Requirement:
Check each line of the data below for the word "components", then extract the ones that have it.

##############################

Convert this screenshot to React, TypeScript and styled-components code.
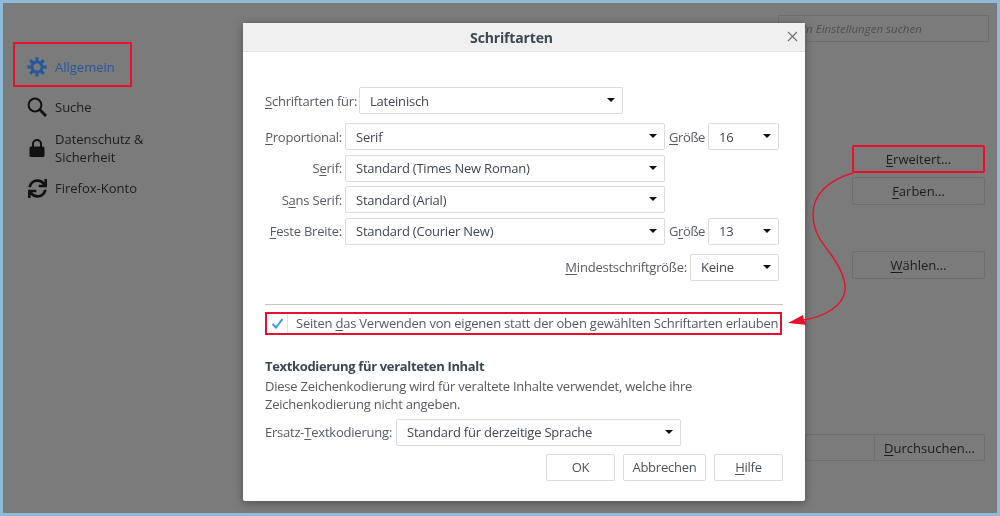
import styled, { createGlobalStyle } from 'styled-components'
import { FaSync } from 'react-icons/fa'

const GlobalStyle = createGlobalStyle`
  html, body {
    margin: 0;
    padding: 0;
    background: #7b7b7b;
  }
  * {
    box-sizing: border-box;
  }
`

const Frame = styled.div`
  position: relative;
  width: 1000px;
  height: 516px;
  display: flex;
  overflow: hidden;
  border: 3px solid #8ebbd8;
  background: #7b7b7b;
  color: #1c1c1c;
  font-family: 'Open Sans', 'Noto Sans', sans-serif;
  font-size: 13px;
  filter: blur(0.4px);
`

const Sidebar = styled.nav`
  width: 240px;
  padding: 39px 0 0 10px;
  display: flex;
  flex-direction: column;
  gap: 3px;
`

const NavItem = styled.div<{ $active?: boolean; $tall?: boolean }>`
  width: 119px;
  height: ${(p) => (p.$active ? '45px' : p.$tall ? '41px' : '34px')};
  padding: ${(p) => (p.$active ? '4px 0 0 12px' : '0 0 0 14px')};
  display: flex;
  align-items: center;
  gap: 8px;
  line-height: 18px;
  white-space: nowrap;
  color: ${(p) => (p.$active ? '#28589b' : '#1c1c1c')};
  border: ${(p) => (p.$active ? '2px solid #e8102c' : 'none')};
`

const NavIcon = styled.span`
  width: 20px;
  flex: none;
  display: flex;
  justify-content: center;
`

const Content = styled.main`
  flex: 1;
  padding: 12px 8px 0 0;
  display: flex;
  flex-direction: column;
  align-items: flex-end;
`

const SearchBox = styled.div`
  width: 211px;
  height: 27px;
  padding-left: 24px;
  display: flex;
  align-items: center;
  border: 1px solid #6e6e6e;
  font-size: 11.5px;
  font-style: italic;
  color: #505050;
`

const PageButton = styled.div<{ $marked?: boolean; $top: number }>`
  width: 133px;
  height: 28px;
  margin: ${(p) => p.$top}px 4px 0 0;
  display: flex;
  align-items: center;
  justify-content: center;
  border-radius: 2px;
  border: ${(p) => (p.$marked ? '2px solid #e8102c' : '1px solid #6e6e6e')};
`

const FileRow = styled.div`
  width: 180px;
  height: 27px;
  margin: 155px 4px 0 0;
  display: flex;
  justify-content: flex-end;
  border: 1px solid #6e6e6e;
  border-radius: 2px;
`

const FileButton = styled.div`
  width: 110px;
  display: flex;
  align-items: center;
  justify-content: center;
  border-left: 1px solid #6e6e6e;
`

const Key = styled.span`
  text-decoration: underline;
  text-underline-offset: 2px;
`

const Dialog = styled.section`
  position: absolute;
  left: 240px;
  top: 20px;
  width: 562px;
  height: 478px;
  background: #fff;
  border-radius: 2px;
  color: #555b63;
  letter-spacing: -0.22px;
  box-shadow: 0 2px 8px rgba(0, 0, 0, 0.35);
`

const DialogHeader = styled.header`
  position: relative;
  height: 29px;
  display: flex;
  align-items: center;
  justify-content: center;
  padding-right: 25px;
  background: #f0f0f0;
  border-bottom: 1px solid #e2e2e2;
  font-weight: 700;
  font-size: 14px;
  letter-spacing: -0.15px;
  color: #3e4651;
`

const CloseIcon = styled.svg`
  position: absolute;
  right: 7px;
  top: 8px;
  width: 11px;
  height: 11px;
  stroke: #6f7378;
  stroke-width: 1.2;
`

const DialogBody = styled.div`
  padding: 35px 22px 0;
`

const Row = styled.div<{ $top?: number; $end?: boolean }>`
  display: flex;
  align-items: center;
  gap: 3px;
  margin-top: ${(p) => p.$top ?? 0}px;
  justify-content: ${(p) => (p.$end ? 'flex-end' : 'flex-start')};
  padding-right: ${(p) => (p.$end ? '4px' : '0')};
  white-space: nowrap;
`

const FontGrid = styled.div`
  margin-top: 9px;
  display: grid;
  grid-template-columns: 77px 320px 37px 71px;
  grid-auto-rows: 27px;
  column-gap: 3px;
  row-gap: 4.6px;
  align-items: center;
`

const FieldLabel = styled.label<{ $width?: number }>`
  text-align: ${(p) => (p.$width ? 'left' : 'right')};
  width: ${(p) => (p.$width ? `${p.$width}px` : 'auto')};
  flex: none;
  white-space: nowrap;
`

const SizeLabel = styled.label`
  padding-left: 1px;
  white-space: nowrap;
  letter-spacing: -0.4px;
`

const SelectBox = styled.div<{ $width?: number }>`
  position: relative;
  width: ${(p) => (p.$width ? `${p.$width}px` : '100%')};
  height: 27px;
  padding-left: 10px;
  display: flex;
  align-items: center;
  background: #fff;
  border: 1px solid #dcdcdc;
  border-radius: 2px;
  color: #414750;
  white-space: nowrap;

  &::after {
    content: '';
    position: absolute;
    right: 7px;
    top: 10px;
    border-left: 4px solid transparent;
    border-right: 4px solid transparent;
    border-top: 4px solid #111;
  }
`

const Divider = styled.hr`
  margin: 23px 0 0;
  border: 0;
  border-top: 1px solid #c4c4c4;
`

const CheckRow = styled.div`
  margin-top: 7px;
  width: 517px;
  height: 23px;
  display: flex;
  align-items: center;
  border: 2px solid #e8102c;
  white-space: nowrap;
`

const CheckCell = styled.span`
  width: 21px;
  height: 19px;
  flex: none;
  margin-right: 8px;
  display: flex;
  align-items: center;
  justify-content: center;
  border-right: 1px solid #e4e4e4;
`

const Heading = styled.h3`
  margin: 22px 0 0;
  font-size: 13px;
  line-height: 18px;
  font-weight: 700;
  letter-spacing: -0.34px;
  color: #3e4651;
`

const Description = styled.p`
  margin: 2px 0 0;
  width: 470px;
  line-height: 18px;
`

const Actions = styled.div`
  margin-top: 8px;
  display: flex;
  justify-content: flex-end;
  gap: 8px;
`

const DialogButton = styled.div<{ $width: number }>`
  width: ${(p) => p.$width}px;
  height: 27px;
  display: flex;
  align-items: center;
  justify-content: center;
  border: 1px solid #dcdcdc;
  border-radius: 2px;
  color: #4c525a;
`

const Annotation = styled.svg`
  position: absolute;
  left: -3px;
  top: -3px;
  width: 1000px;
  height: 516px;
  pointer-events: none;
`

function GearIcon() {
  const angles = [0, 45, 90, 135, 180, 225, 270, 315]
  return (
    <svg width="20" height="20" viewBox="0 0 20 20">
      <circle cx="10" cy="10" r="5" fill="none" stroke="#28589b" strokeWidth="3" />
      {angles.map((angle) => (
        <rect key={angle} x="8.4" y="0.4" width="3.2" height="5" fill="#28589b" transform={`rotate(${angle} 10 10)`} />
      ))}
    </svg>
  )
}

function SearchIcon() {
  return (
    <svg width="20" height="20" viewBox="0 0 20 20" fill="none" stroke="#111">
      <circle cx="8" cy="8" r="6.4" strokeWidth="2" />
      <path d="M12.6 12.6L19 19" strokeWidth="2.8" />
    </svg>
  )
}

function LockIcon() {
  return (
    <svg width="16" height="20" viewBox="0 0 16 20">
      <path d="M4 9V6a4 4 0 0 1 8 0v3" fill="none" stroke="#111" strokeWidth="2" />
      <rect x="0.5" y="8.5" width="15" height="10.5" rx="1.5" fill="#111" />
    </svg>
  )
}

export default function App() {
  return (
    <>
      <GlobalStyle />
      <Frame>
        <Sidebar>
          <NavItem $active>
            <NavIcon>
              <GearIcon />
            </NavIcon>
            Allgemein
          </NavItem>
          <NavItem>
            <NavIcon>
              <SearchIcon />
            </NavIcon>
            Suche
          </NavItem>
          <NavItem $tall>
            <NavIcon>
              <LockIcon />
            </NavIcon>
            <span>
              Datenschutz &amp;
              <br />
              Sicherheit
            </span>
          </NavItem>
          <NavItem>
            <NavIcon>
              <FaSync size={19} color="#111" />
            </NavIcon>
            Firefox-Konto
          </NavItem>
        </Sidebar>

        <Content>
          <SearchBox>In Einstellungen suchen</SearchBox>
          <PageButton $marked $top={103}>
            <span>
              <Key>E</Key>rweitert...
            </span>
          </PageButton>
          <PageButton $top={4}>
            <span>
              <Key>F</Key>arben...
            </span>
          </PageButton>
          <PageButton $top={46}>
            <span>
              <Key>W</Key>ählen...
            </span>
          </PageButton>
          <FileRow>
            <FileButton>
              <span>
                <Key>D</Key>urchsuchen...
              </span>
            </FileButton>
          </FileRow>
        </Content>

        <Dialog>
          <DialogHeader>
            Schriftarten
            <CloseIcon viewBox="0 0 11 11">
              <path d="M1 1l9 9M10 1l-9 9" />
            </CloseIcon>
          </DialogHeader>
          <DialogBody>
            <Row>
              <FieldLabel $width={91}>
                <Key>S</Key>chriftarten für:
              </FieldLabel>
              <SelectBox $width={264}>Lateinisch</SelectBox>
            </Row>

            <FontGrid>
              <FieldLabel>
                <Key>P</Key>roportional:
              </FieldLabel>
              <SelectBox>Serif</SelectBox>
              <SizeLabel>
                <Key>G</Key>röße
              </SizeLabel>
              <SelectBox>16</SelectBox>

              <FieldLabel>
                S<Key>e</Key>rif:
              </FieldLabel>
              <SelectBox>Standard (Times New Roman)</SelectBox>
              <span />
              <span />

              <FieldLabel>
                S<Key>a</Key>ns Serif:
              </FieldLabel>
              <SelectBox>Standard (Arial)</SelectBox>
              <span />
              <span />

              <FieldLabel>
                <Key>F</Key>este Breite:
              </FieldLabel>
              <SelectBox>Standard (Courier New)</SelectBox>
              <SizeLabel>
                G<Key>r</Key>öße
              </SizeLabel>
              <SelectBox>13</SelectBox>
            </FontGrid>

            <Row $top={9} $end>
              <FieldLabel>
                <Key>M</Key>indestschriftgröße:
              </FieldLabel>
              <SelectBox $width={89}>Keine</SelectBox>
            </Row>

            <Divider />

            <CheckRow>
              <CheckCell>
                <svg width="13" height="11" viewBox="0 0 13 11" fill="none">
                  <path d="M1.5 6l3.5 3.5L11.5 1" stroke="#3d97e0" strokeWidth="2" />
                </svg>
              </CheckCell>
              <span>
                Seiten <Key>d</Key>as Verwenden von eigenen statt der oben gewählten Schriftarten erlauben
              </span>
            </CheckRow>

            <Heading>Textkodierung für veralteten Inhalt</Heading>
            <Description>
              Diese Zeichenkodierung wird für veraltete Inhalte verwendet, welche ihre Zeichenkodierung nicht angeben.
            </Description>

            <Row $top={6}>
              <FieldLabel $width={128}>
                Ersatz-<Key>T</Key>extkodierung:
              </FieldLabel>
              <SelectBox $width={285}>Standard für derzeitige Sprache</SelectBox>
            </Row>

            <Actions>
              <DialogButton $width={69}>OK</DialogButton>
              <DialogButton $width={83}>Abbrechen</DialogButton>
              <DialogButton $width={69}>
                <span>
                  <Key>H</Key>ilfe
                </span>
              </DialogButton>
            </Actions>
          </DialogBody>
        </Dialog>

        <Annotation viewBox="0 0 1000 516">
          <path
            d="M853 173C828 180 813 195 813 214C813 232 822 243 830 253C840 267 846 280 845 290C844 305 825 317 803 320"
            fill="none"
            stroke="#e8102c"
            strokeWidth="1.4"
          />
          <path d="M788 323L803 315L804 320L807 325Z" fill="#e8102c" />
        </Annotation>
      </Frame>
    </>
  )
}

##############################

Response:
Convert this screenshot to React, TypeScript and styled-components code.
import styled, { createGlobalStyle } from 'styled-components'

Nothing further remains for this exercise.